If you have many trees in the database, and you will only ever get the whole tree out, I would store a tree ID (or root node ID) and a parent node ID for each node in the database, get all the nodes for a particular tree ID, and process in memory.
However if you will be getting subtrees out, you can only get a subtree of a particular parent node ID, so you either need to store all parent nodes of each node to use the above method, or perform multiple SQL queries as you descend into the tree (hope there are no cycles in your tree!), although you can reuse the same Prepared Statement (assuming that nodes are of the same type and are all stored in a single table) to prevent re-compiling the SQL, so it might not be slower, indeed with database optimisations applied to the query it could be preferable. Might want to run some tests to find out.
If you are only storing one tree, your question becomes one of querying subtrees only, and the second answer applied.
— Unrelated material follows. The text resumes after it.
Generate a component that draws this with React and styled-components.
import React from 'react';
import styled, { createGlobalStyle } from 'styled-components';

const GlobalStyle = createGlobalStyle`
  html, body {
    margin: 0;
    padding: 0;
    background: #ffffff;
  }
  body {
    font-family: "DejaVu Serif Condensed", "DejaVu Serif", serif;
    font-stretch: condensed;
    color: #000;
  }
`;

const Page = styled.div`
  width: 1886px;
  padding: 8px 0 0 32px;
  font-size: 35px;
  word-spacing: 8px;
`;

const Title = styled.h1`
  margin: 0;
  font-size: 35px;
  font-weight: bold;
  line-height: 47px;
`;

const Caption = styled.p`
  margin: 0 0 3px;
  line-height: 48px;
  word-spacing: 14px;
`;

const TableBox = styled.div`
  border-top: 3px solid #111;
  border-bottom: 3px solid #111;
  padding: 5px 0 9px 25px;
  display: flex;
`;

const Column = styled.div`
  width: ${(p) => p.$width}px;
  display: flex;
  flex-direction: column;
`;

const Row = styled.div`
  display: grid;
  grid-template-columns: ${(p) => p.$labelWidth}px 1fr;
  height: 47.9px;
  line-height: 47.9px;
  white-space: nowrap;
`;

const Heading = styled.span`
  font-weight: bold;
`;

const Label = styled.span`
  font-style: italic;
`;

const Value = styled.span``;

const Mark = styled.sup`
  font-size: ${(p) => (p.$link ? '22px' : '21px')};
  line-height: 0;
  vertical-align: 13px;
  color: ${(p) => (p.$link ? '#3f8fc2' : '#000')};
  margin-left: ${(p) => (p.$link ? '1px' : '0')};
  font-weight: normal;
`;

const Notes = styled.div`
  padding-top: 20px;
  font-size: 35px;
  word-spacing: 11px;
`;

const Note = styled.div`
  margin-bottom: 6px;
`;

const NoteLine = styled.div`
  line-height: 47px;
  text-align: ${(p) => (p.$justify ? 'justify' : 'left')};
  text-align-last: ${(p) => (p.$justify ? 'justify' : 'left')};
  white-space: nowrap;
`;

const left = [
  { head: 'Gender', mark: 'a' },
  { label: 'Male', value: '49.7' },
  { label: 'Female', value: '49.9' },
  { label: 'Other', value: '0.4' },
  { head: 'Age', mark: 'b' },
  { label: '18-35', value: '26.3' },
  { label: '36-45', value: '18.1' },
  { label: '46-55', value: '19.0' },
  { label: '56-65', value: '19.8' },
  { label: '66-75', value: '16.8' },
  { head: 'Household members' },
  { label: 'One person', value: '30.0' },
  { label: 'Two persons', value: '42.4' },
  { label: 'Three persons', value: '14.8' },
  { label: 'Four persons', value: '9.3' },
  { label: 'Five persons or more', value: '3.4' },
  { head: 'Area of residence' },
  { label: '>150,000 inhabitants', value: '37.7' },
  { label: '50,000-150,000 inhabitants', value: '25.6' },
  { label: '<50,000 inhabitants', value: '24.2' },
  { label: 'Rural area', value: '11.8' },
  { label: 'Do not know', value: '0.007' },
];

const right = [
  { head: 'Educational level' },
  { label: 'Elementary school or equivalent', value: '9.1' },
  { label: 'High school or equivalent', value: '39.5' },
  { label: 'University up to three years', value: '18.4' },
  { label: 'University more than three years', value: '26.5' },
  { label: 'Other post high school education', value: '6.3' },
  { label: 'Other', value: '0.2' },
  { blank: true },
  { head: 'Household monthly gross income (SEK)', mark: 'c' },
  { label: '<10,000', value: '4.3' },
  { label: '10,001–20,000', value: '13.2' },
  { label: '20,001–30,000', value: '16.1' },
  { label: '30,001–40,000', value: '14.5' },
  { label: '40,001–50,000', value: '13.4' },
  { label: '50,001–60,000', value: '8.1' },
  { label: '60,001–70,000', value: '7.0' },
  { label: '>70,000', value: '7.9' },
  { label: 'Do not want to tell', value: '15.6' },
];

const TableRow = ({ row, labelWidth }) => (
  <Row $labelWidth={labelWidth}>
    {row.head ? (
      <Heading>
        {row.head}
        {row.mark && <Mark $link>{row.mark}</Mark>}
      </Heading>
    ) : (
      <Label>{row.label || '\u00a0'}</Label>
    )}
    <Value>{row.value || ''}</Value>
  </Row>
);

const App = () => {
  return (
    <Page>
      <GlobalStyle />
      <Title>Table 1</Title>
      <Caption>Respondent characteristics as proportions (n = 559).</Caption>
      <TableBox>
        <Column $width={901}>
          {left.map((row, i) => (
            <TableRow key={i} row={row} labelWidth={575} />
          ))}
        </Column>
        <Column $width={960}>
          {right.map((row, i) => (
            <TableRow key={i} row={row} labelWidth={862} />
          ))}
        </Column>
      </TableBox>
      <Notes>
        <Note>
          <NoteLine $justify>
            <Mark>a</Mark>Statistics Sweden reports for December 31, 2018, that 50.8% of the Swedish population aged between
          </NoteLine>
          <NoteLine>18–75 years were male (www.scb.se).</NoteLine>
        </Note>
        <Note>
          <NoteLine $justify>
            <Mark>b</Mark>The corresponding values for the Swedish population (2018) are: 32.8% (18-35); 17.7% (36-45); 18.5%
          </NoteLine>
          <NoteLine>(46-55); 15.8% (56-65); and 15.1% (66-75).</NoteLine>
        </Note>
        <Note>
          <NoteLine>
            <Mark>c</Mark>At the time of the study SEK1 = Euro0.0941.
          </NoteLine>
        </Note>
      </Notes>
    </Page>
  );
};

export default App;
Celko wrote about this (2000):
http://www.dbmsmag.com/9603d06.html
http://www.intelligententerprise.com/001020/celko1_1.jhtml;jsessionid=3DFR02341QLDEQSNDLRSKHSCJUNN2JVN?_requestid=32818
and other people asked:
Joining other tables in oracle tree queries
How to calculate the sum of values in a tree using SQL
How to store directory / hierarchy / tree structure in the database?
Performance of recursive stored procedures in MYSQL to get hierarchical data
What is the most efficient/elegant way to parse a flat table into a tree?
finally, you could look at the rails "acts_as_tree" (read-heavy) and "acts_as_nested_set" (write-heavy) plugins. I don't ahve a good link comparing them.